Collected material
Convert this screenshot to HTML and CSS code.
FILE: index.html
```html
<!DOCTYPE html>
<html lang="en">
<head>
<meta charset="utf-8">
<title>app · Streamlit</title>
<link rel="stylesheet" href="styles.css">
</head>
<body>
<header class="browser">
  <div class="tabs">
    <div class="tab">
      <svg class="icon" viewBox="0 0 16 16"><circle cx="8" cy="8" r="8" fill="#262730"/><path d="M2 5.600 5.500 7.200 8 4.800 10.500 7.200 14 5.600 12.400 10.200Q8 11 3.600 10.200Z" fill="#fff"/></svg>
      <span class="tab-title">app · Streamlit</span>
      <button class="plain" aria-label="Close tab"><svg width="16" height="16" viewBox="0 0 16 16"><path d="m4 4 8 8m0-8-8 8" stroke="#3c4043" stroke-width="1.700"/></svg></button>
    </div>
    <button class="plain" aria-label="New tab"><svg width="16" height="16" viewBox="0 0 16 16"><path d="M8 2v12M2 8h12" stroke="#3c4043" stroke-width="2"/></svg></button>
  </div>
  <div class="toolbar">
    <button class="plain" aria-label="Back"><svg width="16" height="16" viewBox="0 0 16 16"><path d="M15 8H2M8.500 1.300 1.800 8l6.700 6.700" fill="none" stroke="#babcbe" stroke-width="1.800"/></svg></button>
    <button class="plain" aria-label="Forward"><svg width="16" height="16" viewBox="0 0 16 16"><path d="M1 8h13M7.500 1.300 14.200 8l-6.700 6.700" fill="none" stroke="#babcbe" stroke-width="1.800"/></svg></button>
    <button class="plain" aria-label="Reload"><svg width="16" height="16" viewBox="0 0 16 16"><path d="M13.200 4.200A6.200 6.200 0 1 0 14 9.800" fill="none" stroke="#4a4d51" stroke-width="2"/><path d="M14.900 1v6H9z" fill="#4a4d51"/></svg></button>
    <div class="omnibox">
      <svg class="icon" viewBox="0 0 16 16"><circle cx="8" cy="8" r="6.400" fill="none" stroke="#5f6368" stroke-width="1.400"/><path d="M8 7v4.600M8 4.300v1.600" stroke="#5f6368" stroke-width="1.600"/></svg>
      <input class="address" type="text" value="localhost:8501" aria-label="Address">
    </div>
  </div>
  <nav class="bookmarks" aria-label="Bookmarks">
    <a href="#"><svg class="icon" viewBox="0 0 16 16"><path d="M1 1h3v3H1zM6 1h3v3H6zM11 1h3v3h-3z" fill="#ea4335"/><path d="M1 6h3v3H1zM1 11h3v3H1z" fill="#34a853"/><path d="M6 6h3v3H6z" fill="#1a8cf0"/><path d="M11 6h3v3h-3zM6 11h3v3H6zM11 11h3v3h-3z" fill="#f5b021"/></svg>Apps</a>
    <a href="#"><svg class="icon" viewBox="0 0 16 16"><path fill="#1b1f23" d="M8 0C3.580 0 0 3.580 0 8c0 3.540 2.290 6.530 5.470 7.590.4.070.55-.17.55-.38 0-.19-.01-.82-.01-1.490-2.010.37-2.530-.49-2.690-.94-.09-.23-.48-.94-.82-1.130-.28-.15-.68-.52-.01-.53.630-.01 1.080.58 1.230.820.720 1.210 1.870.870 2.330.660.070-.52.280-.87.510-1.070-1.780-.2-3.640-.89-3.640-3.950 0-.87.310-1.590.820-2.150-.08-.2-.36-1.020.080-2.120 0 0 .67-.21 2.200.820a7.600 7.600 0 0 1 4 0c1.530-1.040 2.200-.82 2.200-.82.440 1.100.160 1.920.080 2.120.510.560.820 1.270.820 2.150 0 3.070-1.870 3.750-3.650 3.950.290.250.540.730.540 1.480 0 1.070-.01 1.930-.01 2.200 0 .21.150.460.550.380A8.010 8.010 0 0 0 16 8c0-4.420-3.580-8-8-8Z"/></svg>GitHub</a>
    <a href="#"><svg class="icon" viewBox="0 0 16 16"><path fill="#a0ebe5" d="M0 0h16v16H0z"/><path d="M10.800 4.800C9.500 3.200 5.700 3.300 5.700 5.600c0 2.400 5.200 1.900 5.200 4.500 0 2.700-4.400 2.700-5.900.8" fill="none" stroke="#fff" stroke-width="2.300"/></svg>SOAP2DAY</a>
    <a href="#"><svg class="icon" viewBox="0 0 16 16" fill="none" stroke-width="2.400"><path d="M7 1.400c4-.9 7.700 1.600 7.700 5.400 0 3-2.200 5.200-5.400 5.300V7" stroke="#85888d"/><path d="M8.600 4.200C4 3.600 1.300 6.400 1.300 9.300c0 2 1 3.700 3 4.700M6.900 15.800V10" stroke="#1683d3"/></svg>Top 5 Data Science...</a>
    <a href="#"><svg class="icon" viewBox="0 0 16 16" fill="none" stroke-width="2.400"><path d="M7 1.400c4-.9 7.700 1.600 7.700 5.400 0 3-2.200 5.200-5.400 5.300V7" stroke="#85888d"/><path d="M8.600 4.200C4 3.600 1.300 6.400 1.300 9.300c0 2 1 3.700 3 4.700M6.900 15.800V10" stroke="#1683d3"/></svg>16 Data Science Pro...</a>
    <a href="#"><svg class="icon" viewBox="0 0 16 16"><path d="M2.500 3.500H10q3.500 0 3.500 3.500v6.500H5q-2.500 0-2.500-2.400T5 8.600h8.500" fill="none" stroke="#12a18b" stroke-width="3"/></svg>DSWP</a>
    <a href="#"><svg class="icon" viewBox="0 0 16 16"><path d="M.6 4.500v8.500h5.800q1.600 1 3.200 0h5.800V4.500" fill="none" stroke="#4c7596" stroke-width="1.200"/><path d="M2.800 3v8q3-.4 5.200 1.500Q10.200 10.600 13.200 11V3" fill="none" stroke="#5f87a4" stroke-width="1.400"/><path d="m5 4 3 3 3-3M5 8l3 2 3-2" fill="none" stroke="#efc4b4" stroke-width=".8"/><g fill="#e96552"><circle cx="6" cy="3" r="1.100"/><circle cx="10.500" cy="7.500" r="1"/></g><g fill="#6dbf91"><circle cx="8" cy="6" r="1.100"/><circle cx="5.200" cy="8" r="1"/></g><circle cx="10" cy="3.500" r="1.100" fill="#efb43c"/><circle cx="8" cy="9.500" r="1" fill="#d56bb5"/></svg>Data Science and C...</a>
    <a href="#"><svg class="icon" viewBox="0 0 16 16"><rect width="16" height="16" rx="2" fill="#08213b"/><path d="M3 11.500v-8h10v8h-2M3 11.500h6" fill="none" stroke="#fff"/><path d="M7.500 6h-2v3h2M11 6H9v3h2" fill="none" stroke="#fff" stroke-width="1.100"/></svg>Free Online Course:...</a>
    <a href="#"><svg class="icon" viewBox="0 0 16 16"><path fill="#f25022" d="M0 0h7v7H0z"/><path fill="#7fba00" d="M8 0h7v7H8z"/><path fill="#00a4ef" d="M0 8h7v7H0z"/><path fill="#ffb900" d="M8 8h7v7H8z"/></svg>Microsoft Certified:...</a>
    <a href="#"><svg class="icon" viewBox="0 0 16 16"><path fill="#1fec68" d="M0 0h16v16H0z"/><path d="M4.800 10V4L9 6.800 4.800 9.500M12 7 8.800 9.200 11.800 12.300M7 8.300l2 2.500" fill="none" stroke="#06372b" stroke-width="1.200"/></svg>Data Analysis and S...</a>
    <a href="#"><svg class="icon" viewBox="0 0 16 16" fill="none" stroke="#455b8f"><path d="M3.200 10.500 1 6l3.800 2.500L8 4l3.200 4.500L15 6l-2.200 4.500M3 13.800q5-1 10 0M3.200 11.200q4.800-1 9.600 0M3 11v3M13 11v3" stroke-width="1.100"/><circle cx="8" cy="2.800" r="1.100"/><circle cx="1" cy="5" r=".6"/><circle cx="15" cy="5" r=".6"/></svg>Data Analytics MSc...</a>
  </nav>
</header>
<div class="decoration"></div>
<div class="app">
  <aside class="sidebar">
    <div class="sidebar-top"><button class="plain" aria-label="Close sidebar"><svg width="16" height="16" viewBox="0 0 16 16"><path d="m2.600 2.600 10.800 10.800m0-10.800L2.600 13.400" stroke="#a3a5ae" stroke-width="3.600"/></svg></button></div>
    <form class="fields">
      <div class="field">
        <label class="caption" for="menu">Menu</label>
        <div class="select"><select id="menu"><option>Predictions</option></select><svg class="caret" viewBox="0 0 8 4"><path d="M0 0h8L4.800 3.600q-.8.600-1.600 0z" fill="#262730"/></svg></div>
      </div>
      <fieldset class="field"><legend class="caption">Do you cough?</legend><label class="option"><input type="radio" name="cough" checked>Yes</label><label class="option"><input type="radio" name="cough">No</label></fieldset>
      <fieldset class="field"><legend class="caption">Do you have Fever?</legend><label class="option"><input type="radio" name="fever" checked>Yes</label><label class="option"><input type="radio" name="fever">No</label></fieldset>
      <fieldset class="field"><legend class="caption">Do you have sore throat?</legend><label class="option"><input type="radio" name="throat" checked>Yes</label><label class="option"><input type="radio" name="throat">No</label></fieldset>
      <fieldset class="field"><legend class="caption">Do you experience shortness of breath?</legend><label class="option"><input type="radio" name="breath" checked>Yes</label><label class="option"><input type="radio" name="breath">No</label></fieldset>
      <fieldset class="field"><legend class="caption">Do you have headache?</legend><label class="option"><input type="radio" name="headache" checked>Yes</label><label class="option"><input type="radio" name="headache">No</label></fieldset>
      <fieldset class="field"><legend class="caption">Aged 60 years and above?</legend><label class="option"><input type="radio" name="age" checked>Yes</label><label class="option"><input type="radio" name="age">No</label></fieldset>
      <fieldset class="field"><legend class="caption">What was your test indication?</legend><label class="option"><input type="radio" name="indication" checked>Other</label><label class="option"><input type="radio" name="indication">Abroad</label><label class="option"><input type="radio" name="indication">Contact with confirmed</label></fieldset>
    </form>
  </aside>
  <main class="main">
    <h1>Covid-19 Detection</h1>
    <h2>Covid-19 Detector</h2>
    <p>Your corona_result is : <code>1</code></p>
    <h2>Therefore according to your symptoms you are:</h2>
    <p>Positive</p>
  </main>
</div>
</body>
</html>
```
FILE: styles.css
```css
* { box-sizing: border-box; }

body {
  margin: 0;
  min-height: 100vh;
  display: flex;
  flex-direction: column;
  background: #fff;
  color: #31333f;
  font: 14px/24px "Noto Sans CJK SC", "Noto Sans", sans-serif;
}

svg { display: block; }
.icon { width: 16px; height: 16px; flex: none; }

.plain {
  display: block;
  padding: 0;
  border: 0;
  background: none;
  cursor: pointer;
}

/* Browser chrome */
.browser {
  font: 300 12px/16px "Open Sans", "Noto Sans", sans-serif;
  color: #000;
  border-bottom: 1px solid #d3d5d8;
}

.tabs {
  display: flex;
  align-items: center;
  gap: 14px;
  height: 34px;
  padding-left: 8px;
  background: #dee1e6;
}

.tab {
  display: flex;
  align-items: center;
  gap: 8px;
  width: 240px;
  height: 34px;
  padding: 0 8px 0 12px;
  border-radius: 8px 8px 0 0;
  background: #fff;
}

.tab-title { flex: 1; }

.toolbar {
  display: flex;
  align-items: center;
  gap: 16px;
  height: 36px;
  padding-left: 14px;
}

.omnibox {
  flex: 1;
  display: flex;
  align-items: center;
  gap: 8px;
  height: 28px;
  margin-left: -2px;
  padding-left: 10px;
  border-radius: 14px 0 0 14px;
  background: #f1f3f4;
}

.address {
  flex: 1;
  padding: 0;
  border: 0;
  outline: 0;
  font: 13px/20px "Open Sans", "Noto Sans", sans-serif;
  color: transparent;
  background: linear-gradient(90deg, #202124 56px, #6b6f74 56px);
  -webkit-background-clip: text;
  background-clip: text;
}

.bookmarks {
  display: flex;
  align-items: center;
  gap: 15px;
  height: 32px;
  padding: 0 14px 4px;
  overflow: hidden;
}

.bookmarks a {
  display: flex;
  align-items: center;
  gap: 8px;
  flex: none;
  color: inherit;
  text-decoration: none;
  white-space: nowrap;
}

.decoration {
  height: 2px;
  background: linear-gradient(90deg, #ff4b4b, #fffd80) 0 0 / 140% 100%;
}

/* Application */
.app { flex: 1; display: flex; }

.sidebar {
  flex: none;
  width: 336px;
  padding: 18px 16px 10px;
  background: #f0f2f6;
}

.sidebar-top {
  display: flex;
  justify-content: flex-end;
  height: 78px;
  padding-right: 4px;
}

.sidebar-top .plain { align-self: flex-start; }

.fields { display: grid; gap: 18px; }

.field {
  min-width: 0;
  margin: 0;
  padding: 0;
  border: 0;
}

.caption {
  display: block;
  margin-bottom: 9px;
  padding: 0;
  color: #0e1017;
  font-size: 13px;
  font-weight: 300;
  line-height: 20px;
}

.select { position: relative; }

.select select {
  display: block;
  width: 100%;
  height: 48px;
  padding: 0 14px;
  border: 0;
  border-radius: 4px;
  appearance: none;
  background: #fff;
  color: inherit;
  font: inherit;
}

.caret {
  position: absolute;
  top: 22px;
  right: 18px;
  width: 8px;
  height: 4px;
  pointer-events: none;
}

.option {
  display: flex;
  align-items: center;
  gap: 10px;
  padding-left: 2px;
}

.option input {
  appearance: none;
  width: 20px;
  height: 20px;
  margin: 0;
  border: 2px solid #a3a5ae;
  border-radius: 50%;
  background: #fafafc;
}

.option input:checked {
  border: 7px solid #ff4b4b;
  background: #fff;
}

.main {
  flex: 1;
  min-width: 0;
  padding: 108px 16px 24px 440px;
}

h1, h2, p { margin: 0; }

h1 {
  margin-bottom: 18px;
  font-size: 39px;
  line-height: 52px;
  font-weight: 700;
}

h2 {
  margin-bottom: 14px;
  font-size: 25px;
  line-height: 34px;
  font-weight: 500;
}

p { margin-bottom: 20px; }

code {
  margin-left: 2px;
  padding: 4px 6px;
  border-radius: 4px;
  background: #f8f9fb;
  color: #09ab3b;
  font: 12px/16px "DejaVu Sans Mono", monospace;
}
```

Task instructions
Write down the number of lines where the word "code" appears, and nothing further.

Solution for this task
3